And they have sort of a similar business model. But when they're talking about looking at the actual data side, they're sharing their whole journey of how do we make sure that we also architect to create data in a meaningful and responsible way so that not only can our team generate and actually start working with that data, but that folks in our team have equal access to it, and that they don't run into any data quality issues.
STEPHANIE: Yeah. And just for the audience, Delivery Hero is actually operating in 50 countries across four continents. And just in the third quarter of 2021, they processed 791 million orders. So it's a lot of data that they're grappling with and trying to make use of. So let's go ahead and dive into it and find out more about how they're operating.
BRUNO: Welcome to another episode of the Data Journeys. This is the place that we come to learn from data leaders, people that have experienced amazing growth and have great experience to share with us their dos and their don'ts. And today I have the pleasure of talking with Matteo. He's the senior Director of Global data products and analytics at Delivery Hero. Matteo, thank you so much for taking the time to talk to us today.
MATTEO: So Delivery Hero is it's a European-based company. We are the largest global food network outside China. Actually, we are running the business in over 700 cities across the world, in 45 countries. And we are running more than 5 million orders a day, is more or less as informations.
The company has been founded in 2011. And part of our strategy is also to keep adding and increasing our global footprints. Also, we have acquisitions, and we expanded here recently not only on food, but we also we start expanded in other verticals, like groceries or Q-commerce. Q-commerce is this hyperlocal delivery of any kind of goods in maximum 15 minutes from the place where you are ordering from.
BRUNO: So what's amazing about your business is you've got a lot of data. You've got speed that's required. A lot of real-time analysis. I was looking at one of the case studies. 174 data sets, 5,000 tables, 2.7 petabytes of accessible data, 7 million queries a month. So take us through the use cases that you're solving for with data analytics today at Delivery Hero.
MATTEO: So the number that you just mentioned is part of this project that we just kicked off recently. We started rebuilding a completely new data infrastructure. Because obviously, when you start having also a lot of acquisitions and you're running multi verticals, you face sometimes-- one of the biggest problems is how to access data. And we try to solve it just building a new infrastructure.
We try to build in this concept of data mesh, where we start adding and onboarding more and more business units, we call it internally. But in general, our domains that are really clear boundaries between each other. And we start just to providing access and granting access to all the organization and really leveraging all this power of data. And we just started recently, and the number that you just shared is just the first small pieces of the data that we start to put and give access to everybody in the organization.
BRUNO: And you're also streaming over 50 terabytes of data a day. So what are the use cases where you use this data? What are you doing with this data today?

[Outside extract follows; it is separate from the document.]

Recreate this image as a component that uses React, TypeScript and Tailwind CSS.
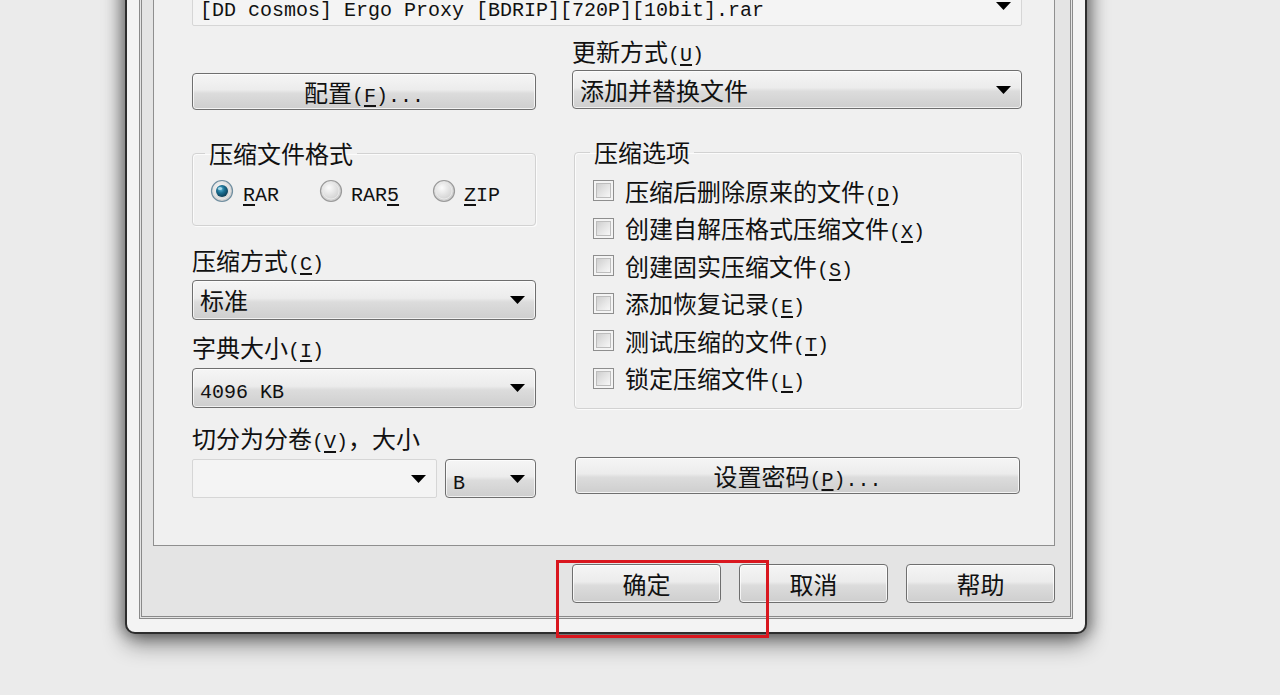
import React from 'react';

const grad =
  'bg-[linear-gradient(to_bottom,#f5f5f5_0%,#ececec_45%,#dcdcdc_55%,#cecece_100%)]';

const Mono: React.FC<{ children: React.ReactNode }> = ({ children }) => (
  <span className="font-['Liberation_Mono',monospace] text-[20px] leading-[16px]">{children}</span>
);

// (X) mnemonic with the underlined access key
const Key: React.FC<{ k: string }> = ({ k }) => (
  <Mono>
    (<span className="underline underline-offset-[3px]">{k}</span>)
  </Mono>
);

const Arrow: React.FC = () => (
  <svg width="15" height="8" viewBox="0 0 15 8" className="shrink-0">
    <polygon points="0,0 15,0 7.5,8" fill="#000" />
  </svg>
);

const Combo: React.FC<{ children?: React.ReactNode; className?: string }> = ({ children, className = '' }) => (
  <div
    className={`flex items-center justify-between rounded-[4px] border border-[#6e6e6e] pl-[7px] pr-[10px] shadow-[inset_0_0_0_1px_rgba(255,255,255,0.7)] ${grad} ${className}`}
  >
    <span className="leading-[26px]">{children}</span>
    <Arrow />
  </div>
);

const EditCombo: React.FC<{ children?: React.ReactNode; className?: string }> = ({ children, className = '' }) => (
  <div
    className={`flex items-center justify-between rounded-[2px] border border-[#d6d6d6] bg-[#f4f4f4] pl-[7px] pr-[10px] ${className}`}
  >
    <span className="leading-[26px]">{children}</span>
    <Arrow />
  </div>
);

const Button: React.FC<{ children: React.ReactNode; className?: string }> = ({ children, className = '' }) => (
  <div
    className={`flex items-center justify-center rounded-[4px] border border-[#6f6f6f] leading-[26px] shadow-[inset_0_0_0_1px_rgba(255,255,255,0.75)] ${grad} ${className}`}
  >
    <span className="leading-[26px]">{children}</span>
  </div>
);

const Radio: React.FC<{ checked?: boolean }> = ({ checked }) => (
  <svg width="24" height="24" viewBox="0 0 24 24" className="shrink-0">
    <defs>
      <radialGradient id="rOff" cx="40%" cy="35%" r="70%">
        <stop offset="0%" stopColor="#fbfbfb" />
        <stop offset="100%" stopColor="#c9c9c9" />
      </radialGradient>
      <radialGradient id="rOn" cx="40%" cy="35%" r="70%">
        <stop offset="0%" stopColor="#5fb7d6" />
        <stop offset="45%" stopColor="#1b6f92" />
        <stop offset="100%" stopColor="#0a3850" />
      </radialGradient>
    </defs>
    <circle cx="12" cy="12" r="10.5" fill="url(#rOff)" stroke={checked ? '#6f8ea0' : '#9a9a9a'} strokeWidth="1.2" />
    <circle cx="12" cy="12" r="8" fill="none" stroke="#e9e9e9" strokeWidth="1" />
    {checked && <circle cx="12" cy="12" r="6" fill="url(#rOn)" />}
    {checked && <ellipse cx="10" cy="9.5" rx="2.2" ry="1.5" fill="#bfe6f4" opacity="0.8" />}
  </svg>
);

const Check: React.FC = () => (
  <div className="h-[21px] w-[21px] shrink-0 border border-[#8e8e8e] bg-[#f4f4f4] p-[2px]">
    <div className="h-full w-full border border-[#bdbdbd] bg-[linear-gradient(135deg,#cfcfcf_0%,#e6e6e6_55%,#f7f7f7_100%)]" />
  </div>
);

const options: { text: string; k: string }[] = [
  { text: '压缩后删除原来的文件', k: 'D' },
  { text: '创建自解压格式压缩文件', k: 'X' },
  { text: '创建固实压缩文件', k: 'S' },
  { text: '添加恢复记录', k: 'E' },
  { text: '测试压缩的文件', k: 'T' },
  { text: '锁定压缩文件', k: 'L' },
];

const groupBox =
  'rounded-[4px] border border-[#d2d2d2] shadow-[inset_1px_1px_0_#fbfbfb,1px_1px_0_#fbfbfb]';

export default function App() {
  return (
    <div className="relative h-[695px] w-[1280px] overflow-hidden bg-[#ebebeb] font-['Noto_Sans_CJK_SC',sans-serif] text-[24px] leading-[26px] text-[#111]">
      {/* window */}
      <div className="ml-[125px] mt-[-65px] w-[962px] rounded-b-[10px] border-2 border-[#2d2d2d] bg-[#f3f3f3] p-[12px] pb-[13px] shadow-[0_10px_22px_rgba(0,0,0,0.45),-6px_0_14px_rgba(0,0,0,0.25),6px_0_14px_rgba(0,0,0,0.25)]">
        <div className="border-[3px] border-double border-[#8a8a8a] bg-[#e4e4e4] pb-[13px] pl-[11px] pr-[15px] pt-[12px]">
          {/* tab page */}
          <div className="border border-[#8f8f8f] bg-[#f0f0f0] pb-[47px] pl-[38px] pr-[31px] pt-[20px]">
            <EditCombo className="h-[41px] w-[830px]">
              <Mono>[DD cosmos] Ergo Proxy [BDRIP][720P][10bit].rar</Mono>
            </EditCombo>

            <div className="flex gap-[36px]">
              {/* left column */}
              <div className="flex w-[344px] flex-col">
                <Button className="mt-[47px] h-[37px]">
                  配置<Key k="F" />
                  <Mono>...</Mono>
                </Button>

                <fieldset className={`mt-[30px] h-[86px] px-[17px] ${groupBox}`}>
                  <legend className="ml-[-5px] px-[4px] leading-[26px]">压缩文件格式</legend>
                  <div className="mt-[12px] flex h-[26px] items-center">
                    <Radio checked />
                    <span className="ml-[9px] w-[76px]">
                      <Mono>
                        <span className="underline underline-offset-[3px]">R</span>AR
                      </Mono>
                    </span>
                    <Radio />
                    <span className="ml-[8px] w-[81px]">
                      <Mono>
                        RAR<span className="underline underline-offset-[3px]">5</span>
                      </Mono>
                    </span>
                    <Radio />
                    <span className="ml-[8px]">
                      <Mono>
                        <span className="underline underline-offset-[3px]">Z</span>IP
                      </Mono>
                    </span>
                  </div>
                </fieldset>

                <div className="mt-[21px] h-[26px] leading-[26px]">
                  压缩方式<Key k="C" />
                </div>
                <Combo className="mt-[7px] h-[40px]">标准</Combo>

                <div className="mt-[14px] h-[26px] leading-[26px]">
                  字典大小<Key k="I" />
                </div>
                <Combo className="mt-[8px] h-[40px]">
                  <Mono>4096 KB</Mono>
                </Combo>

                <div className="mt-[17px] h-[26px] leading-[26px]">
                  切分为分卷<Key k="V" />，大小
                </div>
                <div className="mt-[8px] flex h-[39px] gap-[8px]">
                  <EditCombo className="h-full w-[245px]" />
                  <Combo className="h-full flex-1">
                    <Mono>B</Mono>
                  </Combo>
                </div>
              </div>

              {/* right column */}
              <div className="flex w-[450px] flex-col">
                <div className="mt-[12px] h-[26px] leading-[26px]">
                  更新方式<Key k="U" />
                </div>
                <Combo className="mt-[6px] h-[39px]">添加并替换文件</Combo>

                <fieldset className={`mt-[30px] ml-[2px] pb-[11px] pl-[18px] ${groupBox}`}>
                  <legend className="ml-[-3px] px-[4px] leading-[26px]">压缩选项</legend>
                  <div className="mt-[7px] flex flex-col">
                    {options.map((o) => (
                      <div key={o.k} className="flex h-[37.5px] items-center">
                        <Check />
                        <span className="ml-[11px] h-[26px] leading-[26px]">
                          {o.text}
                          <Key k={o.k} />
                        </span>
                      </div>
                    ))}
                  </div>
                </fieldset>

                <Button className="ml-[3px] mr-[2px] mt-[48px] h-[37px]">
                  设置密码<Key k="P" />
                  <Mono>...</Mono>
                </Button>
              </div>
            </div>
          </div>

          {/* dialog buttons */}
          <div className="mt-[18px] flex justify-end gap-[18px]">
            <Button className="h-[39px] w-[149px]">确定</Button>
            <Button className="h-[39px] w-[149px]">取消</Button>
            <Button className="h-[39px] w-[149px]">帮助</Button>
          </div>
        </div>
      </div>

      {/* red highlight marker */}
      <div className="absolute left-[556px] top-[560px] h-[78px] w-[213px] border-[3px] border-[#d9161e]" />
    </div>
  );
}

MATTEO: So, obviously, these data are used for, for example, to knowing how many people are visiting our platform in order to understanding how many riders we need to have on the street in a specific area, or how to keeping defining what is the delivery zones based on the demand and based on the offers that we have. The same is understanding what is the best type of recommendation we can have for the customers, or really understanding how to support a customer into ordering the best food that they can find in this area.
These are some of the use cases that we try to solve in. And obviously, this is a combination of data coming from restaurants, from how the application are used, but also our riders are moving across on the streets.
BRUNO: So how did the journey with Google get started?
BRUNO: And then, of course, this now started to expand to other types of scenarios. You've got time of arrival prediction. You've got routing services. You've got dynamic inventory. What else? Behavioral predictions. What are some of the interesting use cases that you've been kind of building over the years? You've been there over seven years now.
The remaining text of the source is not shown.